What the methodology is

Aevum's maintenance methodology has four defining principles:

Investigation gate. No work begins without a structured gate that establishes what the last claim was, what evidence supports it, and what evidence would falsify it. The gate prevents incremental drift — where each small change seems safe but the composition is not.

Inside-out. Changes start from the innermost invariant layer and move outward. Barriers first. Sigchain second. Policy layer third. Adapters last. An invariant cannot be changed by a layer above it.

Known unknowns. KNOWN_UNKNOWNS.md is a first-class document, not a backlog. It lists the things we know we do not know — gaps in test coverage, unsupported platforms, unverified integrations. A known unknown is always preferable to an unknown unknown.

Automation bias awareness. Every consequential checkpoint includes an explicit automation bias warning citing the ICLR 2025 finding (84.30% mixed-attack success; humans correct ~50% under automation bias). The warning is mandatory, non-suppressible, and documented in standing rule S-15.


Why each principle exists

The three principle tiers in principles.yaml explain why:

Tier Description Examples
Immutable Cannot be changed. Ever. By anyone. Forking the project is the only mechanism. Crisis barrier, append-only audit trail, mandatory GOVERN checkpoint
Regulated Requires a documented M-of-N ceremony to modify. Changes recorded in the signed principles chain.

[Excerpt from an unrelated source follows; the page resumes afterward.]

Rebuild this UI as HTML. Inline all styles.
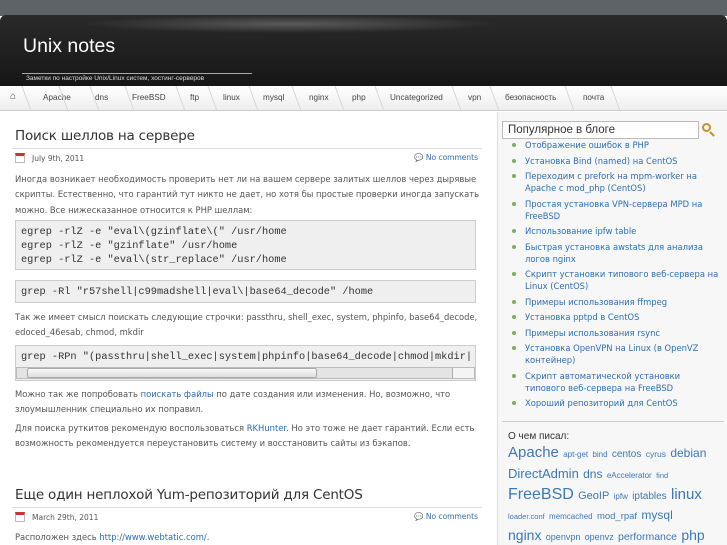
<!DOCTYPE html>
<html><head><meta charset="utf-8"><style>
*{margin:0;padding:0;box-sizing:border-box}
body{width:727px;height:545px;overflow:hidden;background:#fff;font-family:"DejaVu Sans","Liberation Sans",sans-serif;font-size:8.4px;color:#555;position:relative}
a{color:#2e6eb0;text-decoration:none}
#top{position:absolute;left:0;top:0;width:727px;height:16px;background:#5d6367}
#hdr{position:absolute;left:0;top:15px;width:727px;height:71px;background:linear-gradient(#2a2a2a,#161616);border-radius:6px 6px 0 0}
#hdr .hl{position:absolute;left:80px;top:0;width:420px;height:18px;background:radial-gradient(ellipse at center,#5a5a5a,transparent 70%)}
#hdr h1{position:absolute;left:23px;top:20px;color:#fff;font-family:"Liberation Sans",sans-serif;font-weight:normal;font-size:19.5px}
#hdr .ln{position:absolute;left:22px;top:58px;width:230px;height:1px;background:#aaa}
#hdr .d{position:absolute;left:26px;top:60px;color:#ddd;font-size:6.5px;font-family:"Liberation Sans",sans-serif}
#nav{position:absolute;left:0;top:86px;width:727px;height:25px;background:linear-gradient(#fff,#eee);border-bottom:1px solid #ccc;font-family:"Liberation Sans",sans-serif;font-size:8.2px;color:#444}
#nav span{position:absolute;top:7px}
#nav i{position:absolute;top:0;width:8px;height:25px;border-right:1px solid #d5d5d5;transform:skewX(20deg)}
#side{position:absolute;left:497px;top:112px;width:230px;height:433px;background:#f7f7f7;border-left:1px solid #ddd;overflow:hidden}
#srch{position:absolute;left:502px;top:121px;width:197px;height:18px;background:#fff;border:1px solid #bbb;font-family:"Liberation Sans",sans-serif;font-size:11.5px;color:#333;padding:2px 0 0 5px}
#side ul{position:absolute;left:0;top:27px;list-style:none;width:230px}
#side li{position:relative;padding-left:27px;line-height:12px;margin-bottom:3.5px;font-size:8.4px;color:#2e6eb0;padding-right:6px}
#side li:before{content:"";position:absolute;left:14px;top:4px;width:4px;height:4px;border-radius:50%;background:#7bae5b}
.h2{position:absolute;left:15px;font-size:13.5px;color:#333;font-family:"DejaVu Sans",sans-serif;letter-spacing:-0.2px}
.hr{position:absolute;left:12px;width:470px;height:1px;background:#ddd}
.meta{position:absolute;left:15px;width:463px;font-size:7.5px;color:#555}
.cal{display:inline-block;width:10px;height:10px;border:1px solid #bbb;border-top:3px solid #c33;vertical-align:-2px;margin-right:7px;background:#fff}
.p{position:absolute;left:15px;width:465px;line-height:15.3px}
.code{position:absolute;left:15px;width:461px;background:#efefef;border:1px solid #ccc;font-family:"Liberation Mono","DejaVu Sans Mono",monospace;font-size:10.3px;color:#333;padding:4px 5px;line-height:14px;white-space:pre;overflow:hidden}
.tag a{color:#3d78b5;margin-right:2px}
</style></head><body>
<div id="top"></div>
<div id="hdr"><div class="hl"></div><h1>Unix notes</h1><div class="ln"></div><div class="d">Заметки по настройке Unix/Linux систем, хостинг-серверов</div></div>
<div id="nav">
<span style="left:10px;font-size:10px;top:5px">⌂</span><i style="left:19px"></i>
<span style="left:43px">Apache</span><i style="left:56px"></i>
<span style="left:95px">dns</span><i style="left:87px"></i>
<span style="left:132px">FreeBSD</span><i style="left:122px"></i>
<span style="left:190px">ftp</span><i style="left:173px"></i>
<span style="left:223px">linux</span><i style="left:205px"></i>
<span style="left:263px">mysql</span><i style="left:246px"></i>
<span style="left:309px">nginx</span><i style="left:289px"></i>
<span style="left:352px">php</span><i style="left:332px"></i>
<span style="left:390px">Uncategorized</span><i style="left:372px"></i>
<span style="left:468px">vpn</span><i style="left:449px"></i>
<span style="left:505px">безопасность</span><i style="left:487px"></i>
<span style="left:583px">почта</span><i style="left:562px"></i><i style="left:608px"></i>
</div>

<div class="h2" style="top:128px">Поиск шеллов на сервере</div>
<div class="hr" style="top:148px"></div>
<div class="meta" style="top:153px"><span class="cal"></span>July 9th, 2011<a style="float:right" href="#">💬 No comments</a></div>
<div class="p" style="top:172px">Иногда возникает необходимость проверить нет ли на вашем сервере залитых шеллов через дырявые скрипты. Естественно, что гарантий тут никто не дает, но хотя бы простые проверки иногда запускать можно. Все нижесказанное относится к PHP шеллам:</div>
<div class="code" style="top:220px;height:50px">egrep -rlZ -e "eval\(gzinflate\(" /usr/home
egrep -rlZ -e "gzinflate" /usr/home
egrep -rlZ -e "eval\(str_replace" /usr/home</div>
<div class="code" style="top:280px;height:23px">grep -Rl "r57shell|c99madshell|eval\|base64_decode" /home</div>
<div class="p" style="top:310px">Так же имеет смысл поискать следующие строчки: passthru, shell_exec, system, phpinfo, base64_decode, edoced_46esab, chmod, mkdir</div>
<div class="code" style="top:345px;height:36px">grep -RPn "(passthru|shell_exec|system|phpinfo|base64_decode|chmod|mkdir|</div>
<div style="position:absolute;left:16px;top:367px;width:459px;height:12px;background:#e4e4e4;border:1px solid #bbb"><div style="position:absolute;left:10px;top:0;width:290px;height:10px;background:linear-gradient(#fafafa,#ddd);border:1px solid #aaa;border-radius:2px"></div><div style="position:absolute;right:0;top:0;width:22px;height:10px;background:#f4f4f4;border-left:1px solid #aaa"></div></div>
<div class="p" style="top:387px">Можно так же попробовать <a href="#">поискать файлы</a> по дате создания или изменения. Но, возможно, что злоумышленник специально их поправил.</div>
<div class="p" style="top:421px">Для поиска руткитов рекомендую воспользоваться <a href="#">RKHunter</a>. Но это тоже не дает гарантий. Если есть возможность рекомендуется переустановить систему и восстановить сайты из бэкапов.</div>
<div class="h2" style="top:487px">Еще один неплохой Yum-репозиторий для CentOS</div>
<div class="hr" style="top:507px"></div>
<div class="meta" style="top:512px"><span class="cal"></span>March 29th, 2011<a style="float:right" href="#">💬 No comments</a></div>
<div class="p" style="top:530px">Расположен здесь <a href="#">http://www.webtatic.com/</a>.</div>

<div id="side">
<ul>
<li>Отображение ошибок в PHP</li>
<li>Установка Bind (named) на CentOS</li>
<li>Переходим с prefork на mpm-worker на Apache с mod_php (CentOS)</li>
<li>Простая установка VPN-сервера MPD на FreeBSD</li>
<li>Использование ipfw table</li>
<li>Быстрая установка awstats для анализа логов nginx</li>
<li>Скрипт установки типового веб-сервера на Linux (CentOS)</li>
<li>Примеры использования ffmpeg</li>
<li>Установка pptpd в CentOS</li>
<li>Примеры использования rsync</li>
<li>Установка OpenVPN на Linux (в OpenVZ контейнер)</li>
<li>Скрипт автоматической установки типового веб-сервера на FreeBSD</li>
<li>Хороший репозиторий для CentOS</li>
</ul>
<div style="position:absolute;left:4px;top:309px;width:222px;height:1px;background:#ccc"></div>
<div style="position:absolute;left:10px;top:319px;font-size:10px;color:#333;font-family:'Liberation Sans',sans-serif">О чем писал:</div>
<div class="tag" style="position:absolute;left:10px;top:331px;width:215px;line-height:19px;font-family:'Liberation Sans',sans-serif">
<a style="font-size:15px">Apache</a> <a style="font-size:8px">apt-get</a> <a style="font-size:8px">bind</a> <a style="font-size:10px">centos</a> <a style="font-size:8.5px">cyrus</a> <a style="font-size:12px">debian</a><br>
<a style="font-size:13px">DirectAdmin</a> <a style="font-size:12px">dns</a> <a style="font-size:8px">eAccelerator</a> <a style="font-size:7.5px">find</a><br>
<a style="font-size:16px">FreeBSD</a> <a style="font-size:11px">GeoIP</a> <a style="font-size:8px">ipfw</a> <a style="font-size:10px">iptables</a> <a style="font-size:15px">linux</a><br>
<a style="font-size:7.5px">loader.conf</a> <a style="font-size:8px">memcached</a> <a style="font-size:9.5px">mod_rpaf</a> <a style="font-size:12px">mysql</a><br>
<a style="font-size:14px">nginx</a> <a style="font-size:9px">openvpn</a> <a style="font-size:9px">openvz</a> <a style="font-size:10.5px">performance</a> <a style="font-size:14px">php</a><br>
<a style="font-size:9px">postfix proxy raid rpm sendmail</a>
</div>
</div>
<div id="srch">Популярное в блоге</div>
<div style="position:absolute;left:702px;top:123px;width:9px;height:9px;border:2px solid #c8902e;border-radius:50%"></div>
<div style="position:absolute;left:709px;top:133px;width:6px;height:2px;background:#c8902e;transform:rotate(45deg)"></div>
</body></html>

Consent model, provenance requirement, minimum-necessary context
Operational Standard change management — document and communicate. Humility, openness, dignity

Immutable principles are hardcoded in barriers.py. They are not policy, not configuration, and not overridable by any engine. This is intentional: a policy that can be turned off is not a barrier.

Regulated principles require ceremony because the ceremony is the control. Changing how consent works without a recorded, witnessed process would itself be a consent violation.


How the maintenance cycle works

The maintenance cycle has two anchor phases per cycle:

Phase 0 — Verify last claims. Before adding anything, verify the claims made in the previous cycle. What did we say was true? Is it still true? This phase exists to prevent the cycle from becoming a sequence of unverified additions.

Phase 7 — Known unknowns. The last phase of every cycle updates KNOWN_UNKNOWNS.md. What is new and unknown? What was previously unknown and is now known? Gaps are not failures — undocumented gaps are.

Between Phase 0 and Phase 7, the cycle proceeds inside-out: barriers → sigchain → policy → adapters → documentation.


How to contribute

See CONTRIBUTING.md for the contribution process.

Key constraints:

  • L-scope changes (barriers.py, sigchain format, new packages, public API surface) require a minimum 24-hour waiting period between commit and merge, documented in GOVERNANCE.md.
  • Every PR must complete the briefing template in .github/PULL_REQUEST_TEMPLATE.md — including the six-checkbox acknowledgment block.
  • Security disclosures go to GitHub Security Advisories (private disclosure only).